Gather the lines below that include the string "React", copying each in full.
━━━━━━━━━━
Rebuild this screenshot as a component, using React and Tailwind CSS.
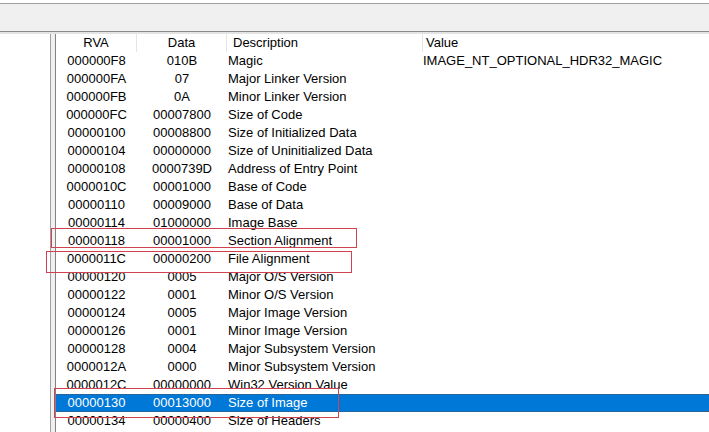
import React from "react";

const rows = [
  ["000000F8", "010B", "Magic", "IMAGE_NT_OPTIONAL_HDR32_MAGIC"],
  ["000000FA", "07", "Major Linker Version", ""],
  ["000000FB", "0A", "Minor Linker Version", ""],
  ["000000FC", "00007800", "Size of Code", ""],
  ["00000100", "00008800", "Size of Initialized Data", ""],
  ["00000104", "00000000", "Size of Uninitialized Data", ""],
  ["00000108", "0000739D", "Address of Entry Point", ""],
  ["0000010C", "00001000", "Base of Code", ""],
  ["00000110", "00009000", "Base of Data", ""],
  ["00000114", "01000000", "Image Base", ""],
  ["00000118", "00001000", "Section Alignment", ""],
  ["0000011C", "00000200", "File Alignment", ""],
  ["00000120", "0005", "Major O/S Version", ""],
  ["00000122", "0001", "Minor O/S Version", ""],
  ["00000124", "0005", "Major Image Version", ""],
  ["00000126", "0001", "Minor Image Version", ""],
  ["00000128", "0004", "Major Subsystem Version", ""],
  ["0000012A", "0000", "Minor Subsystem Version", ""],
  ["0000012C", "00000000", "Win32 Version Value", ""],
  ["00000130", "00013000", "Size of Image", ""],
  ["00000134", "00000400", "Size of Headers", ""],
];

const SELECTED = 19;

export default function App() {
  return (
    <div
      className="relative w-[709px] h-[432px] overflow-hidden bg-[#f0f0f0] text-[13px] text-black"
      style={{ fontFamily: '"Liberation Sans", Arial, sans-serif' }}
    >
      {/* toolbar strip */}
      <div className="h-[3px] bg-white" />
      <div className="h-[29px] bg-[#f0f0f0] border-t border-[#a0a0a0] border-b border-b-[#8a8a8a]" />
      <div className="h-[2px] bg-[#e4e4e4]" />

      <div className="flex h-[398px]">
        {/* tree panel */}
        <div className="w-[51px] bg-white border-r border-[#a0a0a0]" />
        <div className="w-[4px]" />

        {/* list view */}
        <div className="flex-1 bg-white border-l border-[#828282]">
          <div className="flex h-[18px] items-center leading-[18px]">
            <div className="w-[81px] text-center border-r border-[#e5e5e5]">RVA</div>
            <div className="w-[90px] text-center border-r border-[#e5e5e5]">Data</div>
            <div className="w-[196px] pl-[6px] border-r border-[#e5e5e5]">Description</div>
            <div className="flex-1 pl-[3px]">Value</div>
          </div>

          {rows.map((r, i) => {
            const sel = i === SELECTED;
            return (
              <div
                key={r[0]}
                className={
                  sel
                    ? "flex h-[18px] items-center leading-[16px] bg-[#0078d7] text-white border-y border-dotted border-[#4a5563]"
                    : "flex h-[18px] items-center leading-[18px]"
                }
              >
                <div className="w-[81px] text-center">{r[0]}</div>
                <div className="w-[90px] text-center">{r[1]}</div>
                <div className="w-[196px] pl-px whitespace-nowrap">{r[2]}</div>
                <div className="flex-1 whitespace-nowrap">{r[3]}</div>
              </div>
            );
          })}
        </div>
      </div>

      {/* red annotation boxes */}
      <div className="absolute left-[51px] top-[228px] w-[306px] h-[20px] border border-[#d0424f]" />
      <div className="absolute left-[46px] top-[251px] w-[306px] h-[22px] border border-[#d0424f]" />
      <div className="absolute left-[54px] top-[388px] w-[285px] h-[30px] border border-[#d0424f]" />
    </div>
  );
}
━━━━━━━━━━
• **TASK OUTPUT**:
Rebuild this screenshot as a component, using React and Tailwind CSS.
import React from "react";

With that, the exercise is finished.